The accusers alleged they were ordered to sign nondisclosure forms and were subjected to threats and punishments such as violent spankings if they broke what one referred to as "Rob's rules".

Some said they believed the videotapes he shot of them having sex would be used against them if they exposed what was happening.

According to testimony, Kelly gave several accusers herpes without disclosing he had an STD, coerced a teenage boy to join him for sex with a naked girl who emerged from underneath a boxing ring in his garage, and shot a shaming video of one victim showing her smearing faeces on her face as punishment for breaking his rules.

Kelly has denied any wrongdoing. He didn't testify at his trial, but his then-lawyers portrayed his accusers as girlfriends and groupies who weren't forced to do anything against their will and stayed with him because they enjoyed the perks of his lifestyle.

Evidence also was presented about a fraudulent marriage scheme hatched to protect Kelly after he feared he had impregnated R&B phenom Aaliyah in 1994 when she was just 15. Witnesses said they were married in matching jogging suits using a license falsely listing her age as 18; he was 27 at the time.
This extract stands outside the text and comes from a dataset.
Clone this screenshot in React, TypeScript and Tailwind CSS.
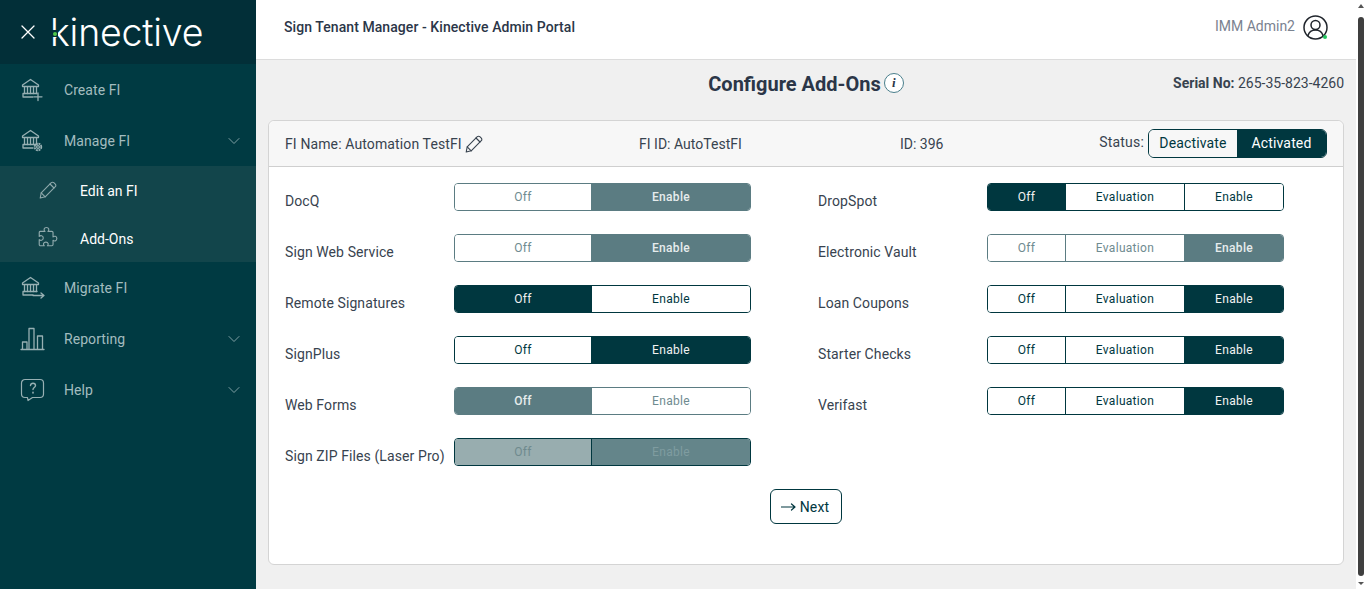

Aaliyah worked with Kelly, who wrote and produced her 1994 debut album, Age Ain't Nothing But A Number. She died in a plane crash in 2001 at age 22.

An earlier defence memo suggested prosecutors' arguments for a higher sentence overreached by falsely claiming Kelly participated in the paying of a bribe to a government official in order to facilitate the illegal marriage.

Kelly's lawyers also said it was wrong to assert he should get more time because he sexually abused one of his victims — referred to in court as "Jane" — after her parents innocently entrusted him to help her with her musical career.

"The record shows that Jane's parents directed Jane to lie to the defendant about her age and then encouraged her to seduce him," the papers say.

Kelly has been jailed without bail since in 2019. He's still facing child pornography and obstruction of justice charges in Chicago, where a trial is scheduled to begin August 15.